** BRIEF **
Output every line exactly as written. Leave out pictures.

** GIVEN INFORMATION **

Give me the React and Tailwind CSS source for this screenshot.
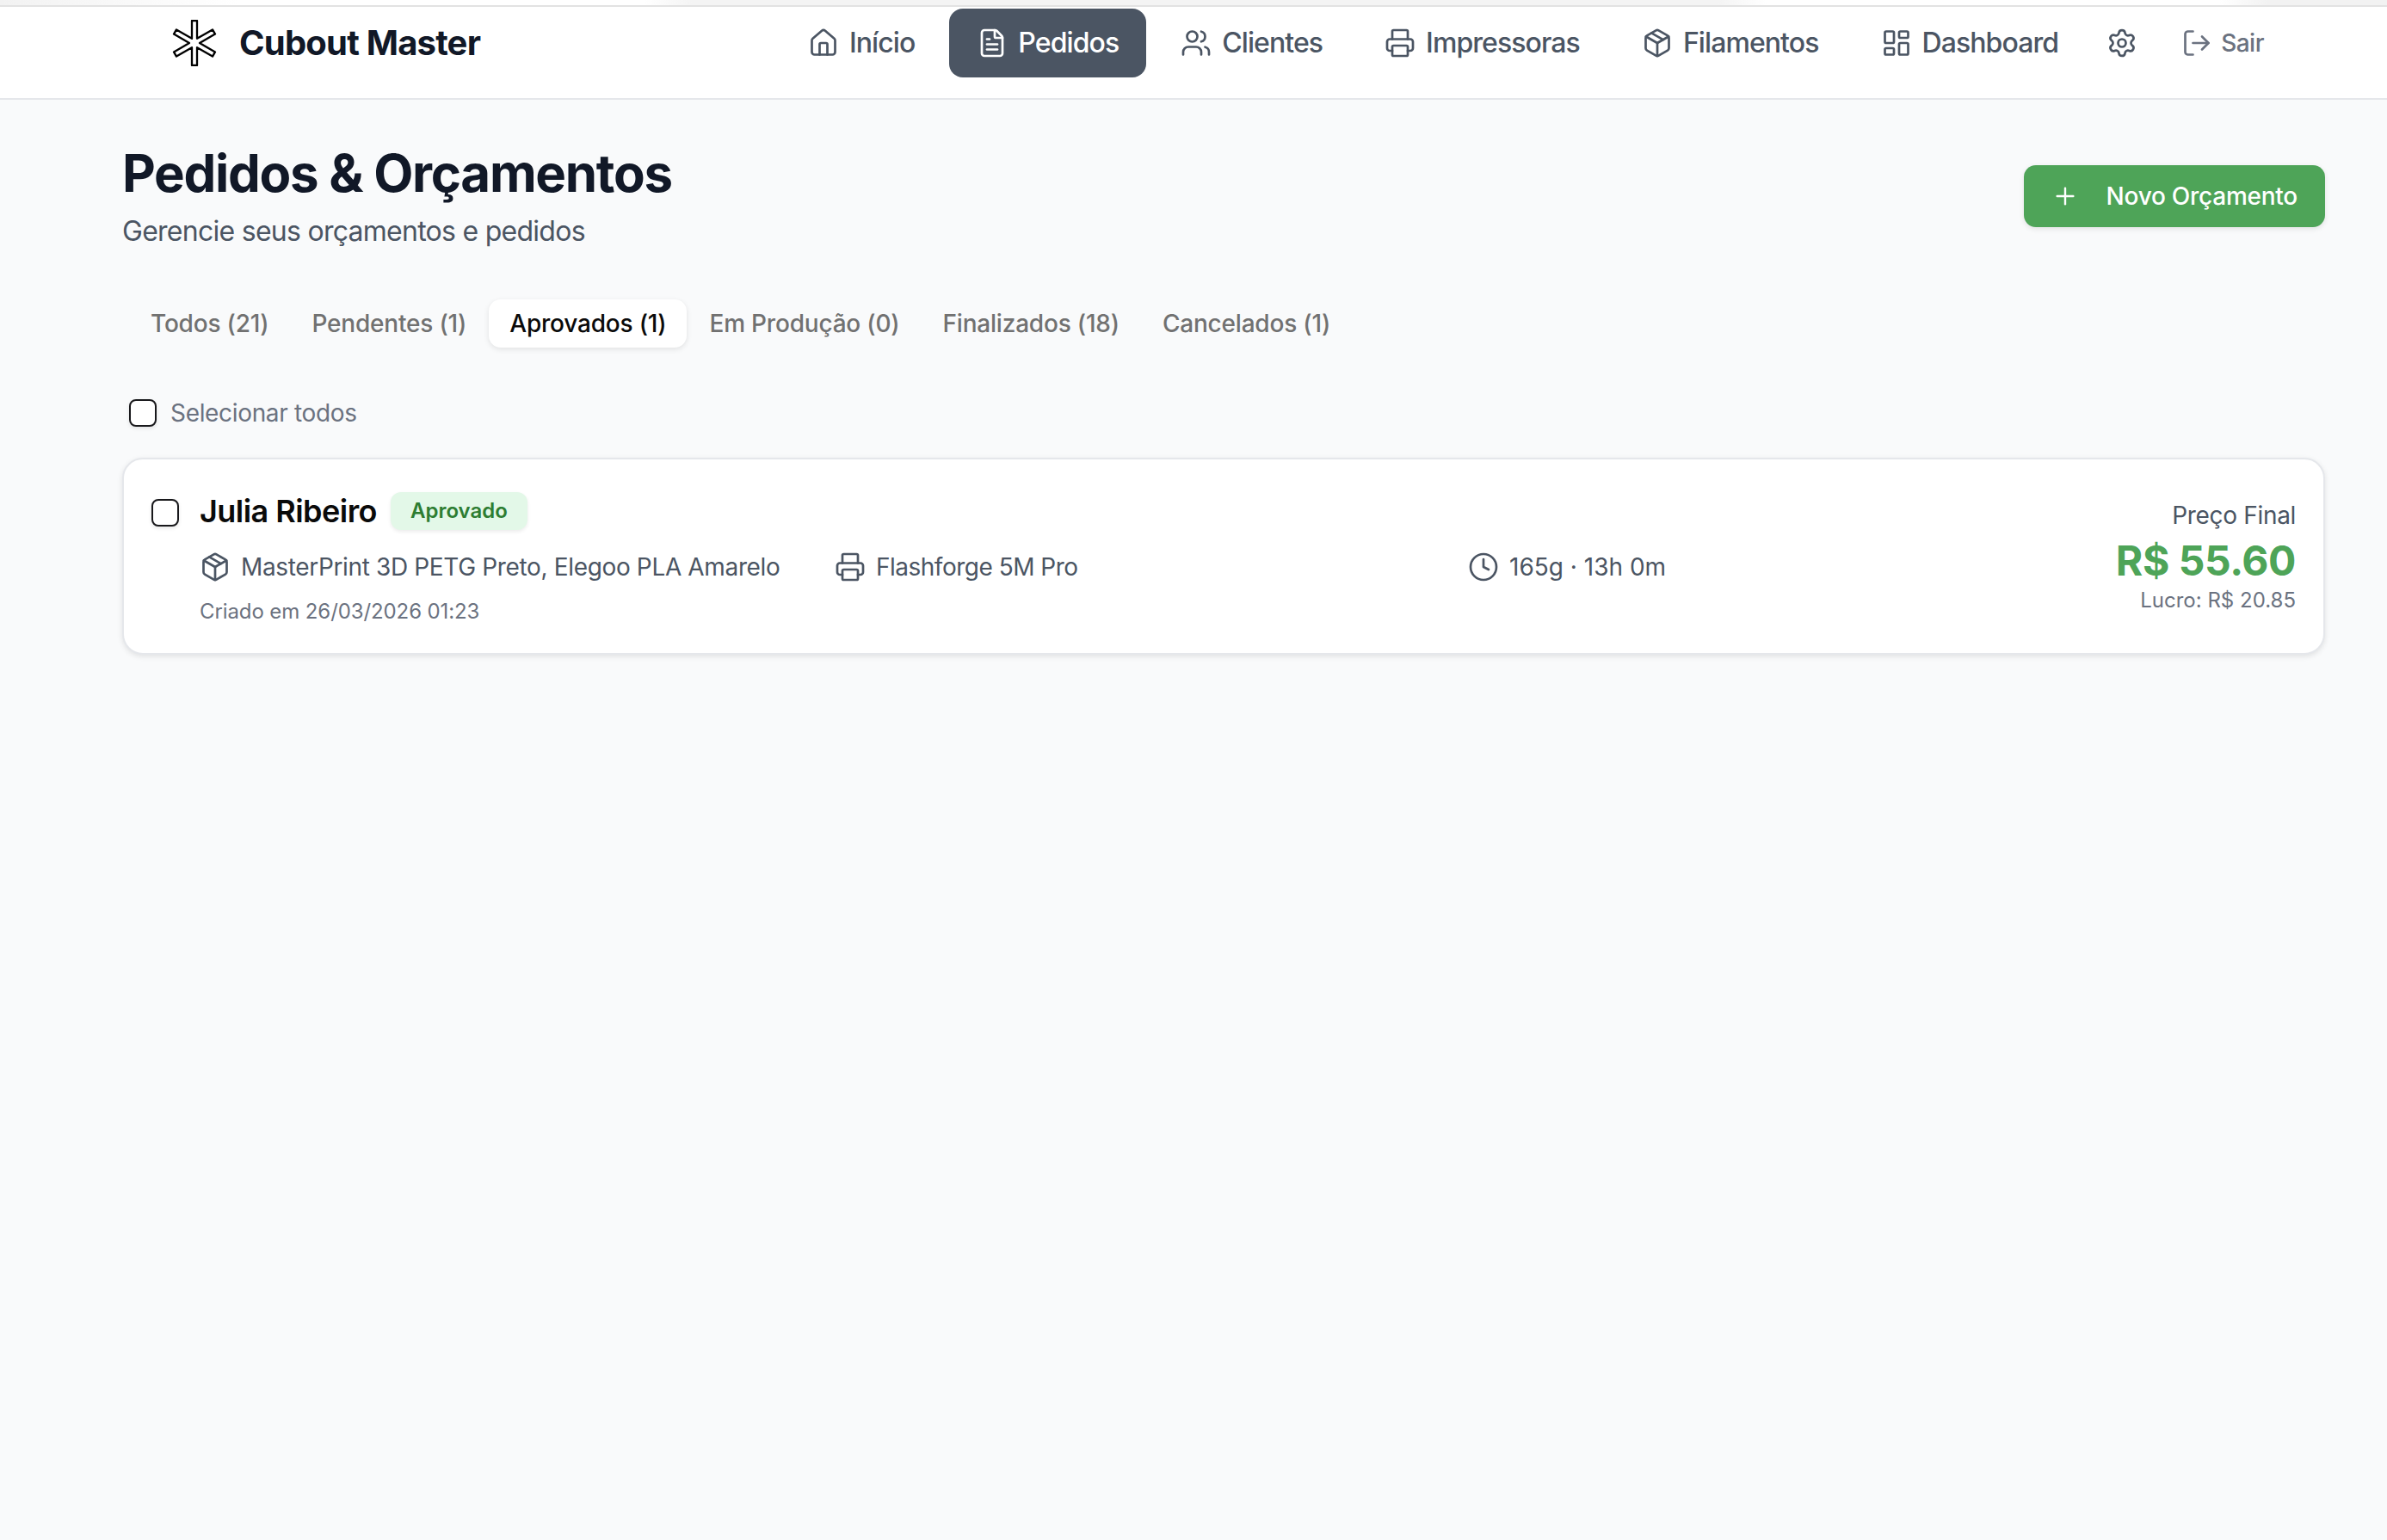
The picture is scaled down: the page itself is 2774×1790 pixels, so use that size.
import { Home, FileText, Users, Printer, Package, LayoutDashboard, Settings, LogOut, Plus, Clock } from "lucide-react";

const navItems = [
  { label: "Início", icon: Home },
  { label: "Pedidos", icon: FileText, active: true },
  { label: "Clientes", icon: Users },
  { label: "Impressoras", icon: Printer },
  { label: "Filamentos", icon: Package },
  { label: "Dashboard", icon: LayoutDashboard },
];

const tabs = [
  { label: "Todos (21)" },
  { label: "Pendentes (1)" },
  { label: "Aprovados (1)", active: true },
  { label: "Em Produção (0)" },
  { label: "Finalizados (18)" },
  { label: "Cancelados (1)" },
];

function LogoMark() {
  return (
    <svg width="54" height="54" viewBox="0 0 54 54" fill="none" stroke="#000" strokeWidth="2.3" strokeLinejoin="round">
      <path d="M24 1h6v20.800L48 11.400l3 5.200L33 27l18 10.400-3 5.200-18-10.400V53h-6V32.200L6 42.600l-3-5.200L21 27 3 16.600l3-5.200 18 10.400z" />
    </svg>
  );
}

function Check() {
  return <div className="w-8 h-8 shrink-0 rounded-lg border-2 border-[#18181b] bg-white shadow-[0_2px_4px_rgba(0,0,0,0.1)]" />;
}

export default function App() {
  return (
    <div className="min-h-[1790px] bg-[#f9fafb] font-['Inter',sans-serif]">
      {/* Top strip */}
      <div className="h-2 bg-[linear-gradient(90deg,#f2f2f2_0%,#ffffff_10%,#ffffff_27%,#f4f4f4_29%,#f4f4f4_72%,#ffffff_74%,#ffffff_93%,#f2f2f2_95%)] border-b-2 border-[#e2e2e2]" />

      {/* Header */}
      <header className="h-[108px] bg-white border-b-2 border-[#e5e7eb] flex items-center pb-[22px] pl-[199px] pr-[116px]">
        <LogoMark />
        <span className="ml-[25px] text-[40px] font-bold tracking-[-0.8px] text-[#111827]">Cubout Master</span>

        <nav className="ml-auto flex items-center gap-2">
          {navItems.map((item) => {
            const Icon = item.icon;
            return (
              <a
                key={item.label}
                className={
                  item.active
                    ? "h-20 px-8 flex items-center gap-3 rounded-2xl bg-[#4b5563] text-white text-[32px] font-medium tracking-[-0.92px]"
                    : "h-20 px-8 flex items-center gap-3 rounded-2xl text-[#4b5563] text-[32px] font-medium tracking-[-0.92px]"
                }
              >
                <Icon size={36} strokeWidth={1.8} />
                {item.label}
              </a>
            );
          })}
          <button className="h-20 px-4 flex items-center text-[#4b5563]">
            <Settings size={36} strokeWidth={1.8} />
          </button>
          <button className="h-20 px-[27px] flex items-center gap-[10px] text-[#6b7280] text-[28px] font-medium tracking-[-0.5px]">
            <LogOut size={36} strokeWidth={1.8} />
            Sair
          </button>
        </nav>
      </header>

      <main className="pl-[142px] pr-[72px]">
        {/* Title row */}
        <div className="flex items-start justify-between pt-[45px]">
          <div>
            <h1 className="text-[60px] leading-[80px] font-bold tracking-[-1.3px] text-[#111827]">Pedidos &amp; Orçamentos</h1>
            <p className="mt-[4px] text-[32px] leading-[48px] tracking-[-0.73px] text-[#4b5563]">Gerencie seus orçamentos e pedidos</p>
          </div>
          <button className="mt-[31px] h-[72px] px-8 flex items-center gap-8 rounded-[14px] bg-[#4ea458] text-white text-[28px] font-medium tracking-[-0.25px] shadow-[0_2px_6px_rgba(0,0,0,0.1)]">
            <Plus size={32} strokeWidth={1.8} />
            Novo Orçamento
          </button>
        </div>

        {/* Tabs */}
        <div className="mt-[55px] flex items-center gap-[2px] pl-[9px]">
          {tabs.map((tab) => (
            <button
              key={tab.label}
              className={
                tab.active
                  ? "h-14 px-6 rounded-[14px] bg-white text-[#0a0a0a] text-[28px] font-medium tracking-[-0.2px] shadow-[0_2px_6px_rgba(0,0,0,0.1)]"
                  : "h-14 px-6 rounded-[14px] text-[#717171] text-[28px] font-medium tracking-[-0.2px]"
              }
            >
              {tab.label}
            </button>
          ))}
        </div>

        {/* Select all */}
        <label className="mt-[55px] flex items-center gap-4 pl-2">
          <Check />
          <span className="text-[28px] tracking-[-0.33px] text-[#6b7280]">Selecionar todos</span>
        </label>

        {/* Order card */}
        <div className="mt-[31px] h-[229px] flex rounded-3xl border-2 border-[#e5e7eb] bg-white shadow-[0_2px_6px_rgba(0,0,0,0.1)] pl-[32px] pr-[32px]">
          <div className="pt-[46px]">
            <Check />
          </div>
          <div className="ml-[24px] flex-1 pt-[36px]">
            <div className="flex items-center gap-4 h-[48px]">
              <span className="text-[36px] font-semibold tracking-[-0.54px] text-[#0a0a0a]">Julia Ribeiro</span>
              <span className="h-[44px] px-[23px] flex items-center rounded-xl bg-[#e3f8e8] text-[#2e7d32] text-[24px] font-semibold shadow-[0_2px_4px_rgba(0,0,0,0.08)]">
                Aprovado
              </span>
            </div>
            <div className="mt-[20px] grid grid-cols-[738px_736px_auto] text-[28px] text-[#4b5563]">
              <div className="flex items-center gap-3 tracking-[-0.35px]">
                <Package size={36} strokeWidth={1.8} />
                MasterPrint 3D PETG Preto, Elegoo PLA Amarelo
              </div>
              <div className="flex items-center gap-3 tracking-[-0.5px]">
                <Printer size={36} strokeWidth={1.8} />
                Flashforge 5M Pro
              </div>
              <div className="flex items-center gap-3">
                <Clock size={36} strokeWidth={1.8} />
                165g · 13h 0m
              </div>
            </div>
            <p className="mt-[13px] text-[24px] tracking-[-0.1px] text-[#6b7280]">Criado em 26/03/2026 01:23</p>
          </div>
          <div className="pt-[45px] flex flex-col items-end">
            <span className="text-[28px] leading-[40px] tracking-[-0.32px] text-[#4b5563]">Preço Final</span>
            <span className="mt-[5px] text-[48px] leading-[56px] font-bold tracking-[-0.45px] text-[#4ea458]">R$ 55.60</span>
            <span className="mt-[2px] text-[24px] leading-[32px] text-[#6b7280]">Lucro: R$ 20.85</span>
          </div>
        </div>
      </main>
    </div>
  );
}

** COMPLETE OUTPUT **
Give me the React and Tailwind CSS source for this screenshot.
The picture is scaled down: the page itself is 2774×1790 pixels, so use that size.
import { Home, FileText, Users, Printer, Package, LayoutDashboard, Settings, LogOut, Plus, Clock } from "lucide-react";

const navItems = [
  { label: "Início", icon: Home },
  { label: "Pedidos", icon: FileText, active: true },
  { label: "Clientes", icon: Users },
  { label: "Impressoras", icon: Printer },
  { label: "Filamentos", icon: Package },
  { label: "Dashboard", icon: LayoutDashboard },
];

const tabs = [
  { label: "Todos (21)" },
  { label: "Pendentes (1)" },
  { label: "Aprovados (1)", active: true },
  { label: "Em Produção (0)" },
  { label: "Finalizados (18)" },
  { label: "Cancelados (1)" },
];

function LogoMark() {
  return (
    <svg width="54" height="54" viewBox="0 0 54 54" fill="none" stroke="#000" strokeWidth="2.3" strokeLinejoin="round">
      <path d="M24 1h6v20.800L48 11.400l3 5.200L33 27l18 10.400-3 5.200-18-10.400V53h-6V32.200L6 42.600l-3-5.200L21 27 3 16.600l3-5.200 18 10.400z" />
    </svg>
  );
}

function Check() {
  return <div className="w-8 h-8 shrink-0 rounded-lg border-2 border-[#18181b] bg-white shadow-[0_2px_4px_rgba(0,0,0,0.1)]" />;
}

export default function App() {
  return (
    <div className="min-h-[1790px] bg-[#f9fafb] font-['Inter',sans-serif]">
      {/* Top strip */}
      <div className="h-2 bg-[linear-gradient(90deg,#f2f2f2_0%,#ffffff_10%,#ffffff_27%,#f4f4f4_29%,#f4f4f4_72%,#ffffff_74%,#ffffff_93%,#f2f2f2_95%)] border-b-2 border-[#e2e2e2]" />

      {/* Header */}
      <header className="h-[108px] bg-white border-b-2 border-[#e5e7eb] flex items-center pb-[22px] pl-[199px] pr-[116px]">
        <LogoMark />
        <span className="ml-[25px] text-[40px] font-bold tracking-[-0.8px] text-[#111827]">Cubout Master</span>

        <nav className="ml-auto flex items-center gap-2">
          {navItems.map((item) => {
            const Icon = item.icon;
            return (
              <a
                key={item.label}
                className={
                  item.active
                    ? "h-20 px-8 flex items-center gap-3 rounded-2xl bg-[#4b5563] text-white text-[32px] font-medium tracking-[-0.92px]"
                    : "h-20 px-8 flex items-center gap-3 rounded-2xl text-[#4b5563] text-[32px] font-medium tracking-[-0.92px]"
                }
              >
                <Icon size={36} strokeWidth={1.8} />
                {item.label}
              </a>
            );
          })}
          <button className="h-20 px-4 flex items-center text-[#4b5563]">
            <Settings size={36} strokeWidth={1.8} />
          </button>
          <button className="h-20 px-[27px] flex items-center gap-[10px] text-[#6b7280] text-[28px] font-medium tracking-[-0.5px]">
            <LogOut size={36} strokeWidth={1.8} />
            Sair
          </button>
        </nav>
      </header>

      <main className="pl-[142px] pr-[72px]">
        {/* Title row */}
        <div className="flex items-start justify-between pt-[45px]">
          <div>
            <h1 className="text-[60px] leading-[80px] font-bold tracking-[-1.3px] text-[#111827]">Pedidos &amp; Orçamentos</h1>
            <p className="mt-[4px] text-[32px] leading-[48px] tracking-[-0.73px] text-[#4b5563]">Gerencie seus orçamentos e pedidos</p>
          </div>
          <button className="mt-[31px] h-[72px] px-8 flex items-center gap-8 rounded-[14px] bg-[#4ea458] text-white text-[28px] font-medium tracking-[-0.25px] shadow-[0_2px_6px_rgba(0,0,0,0.1)]">
            <Plus size={32} strokeWidth={1.8} />
            Novo Orçamento
          </button>
        </div>

        {/* Tabs */}
        <div className="mt-[55px] flex items-center gap-[2px] pl-[9px]">
          {tabs.map((tab) => (
            <button
              key={tab.label}
              className={
                tab.active
                  ? "h-14 px-6 rounded-[14px] bg-white text-[#0a0a0a] text-[28px] font-medium tracking-[-0.2px] shadow-[0_2px_6px_rgba(0,0,0,0.1)]"
                  : "h-14 px-6 rounded-[14px] text-[#717171] text-[28px] font-medium tracking-[-0.2px]"
              }
            >
              {tab.label}
            </button>
          ))}
        </div>

        {/* Select all */}
        <label className="mt-[55px] flex items-center gap-4 pl-2">
          <Check />
          <span className="text-[28px] tracking-[-0.33px] text-[#6b7280]">Selecionar todos</span>
        </label>

        {/* Order card */}
        <div className="mt-[31px] h-[229px] flex rounded-3xl border-2 border-[#e5e7eb] bg-white shadow-[0_2px_6px_rgba(0,0,0,0.1)] pl-[32px] pr-[32px]">
          <div className="pt-[46px]">
            <Check />
          </div>
          <div className="ml-[24px] flex-1 pt-[36px]">
            <div className="flex items-center gap-4 h-[48px]">
              <span className="text-[36px] font-semibold tracking-[-0.54px] text-[#0a0a0a]">Julia Ribeiro</span>
              <span className="h-[44px] px-[23px] flex items-center rounded-xl bg-[#e3f8e8] text-[#2e7d32] text-[24px] font-semibold shadow-[0_2px_4px_rgba(0,0,0,0.08)]">
                Aprovado
              </span>
            </div>
            <div className="mt-[20px] grid grid-cols-[738px_736px_auto] text-[28px] text-[#4b5563]">
              <div className="flex items-center gap-3 tracking-[-0.35px]">
                <Package size={36} strokeWidth={1.8} />
                MasterPrint 3D PETG Preto, Elegoo PLA Amarelo
              </div>
              <div className="flex items-center gap-3 tracking-[-0.5px]">
                <Printer size={36} strokeWidth={1.8} />
                Flashforge 5M Pro
              </div>
              <div className="flex items-center gap-3">
                <Clock size={36} strokeWidth={1.8} />
                165g · 13h 0m
              </div>
            </div>
            <p className="mt-[13px] text-[24px] tracking-[-0.1px] text-[#6b7280]">Criado em 26/03/2026 01:23</p>
          </div>
          <div className="pt-[45px] flex flex-col items-end">
            <span className="text-[28px] leading-[40px] tracking-[-0.32px] text-[#4b5563]">Preço Final</span>
            <span className="mt-[5px] text-[48px] leading-[56px] font-bold tracking-[-0.45px] text-[#4ea458]">R$ 55.60</span>
            <span className="mt-[2px] text-[24px] leading-[32px] text-[#6b7280]">Lucro: R$ 20.85</span>
          </div>
        </div>
      </main>
    </div>
  );
}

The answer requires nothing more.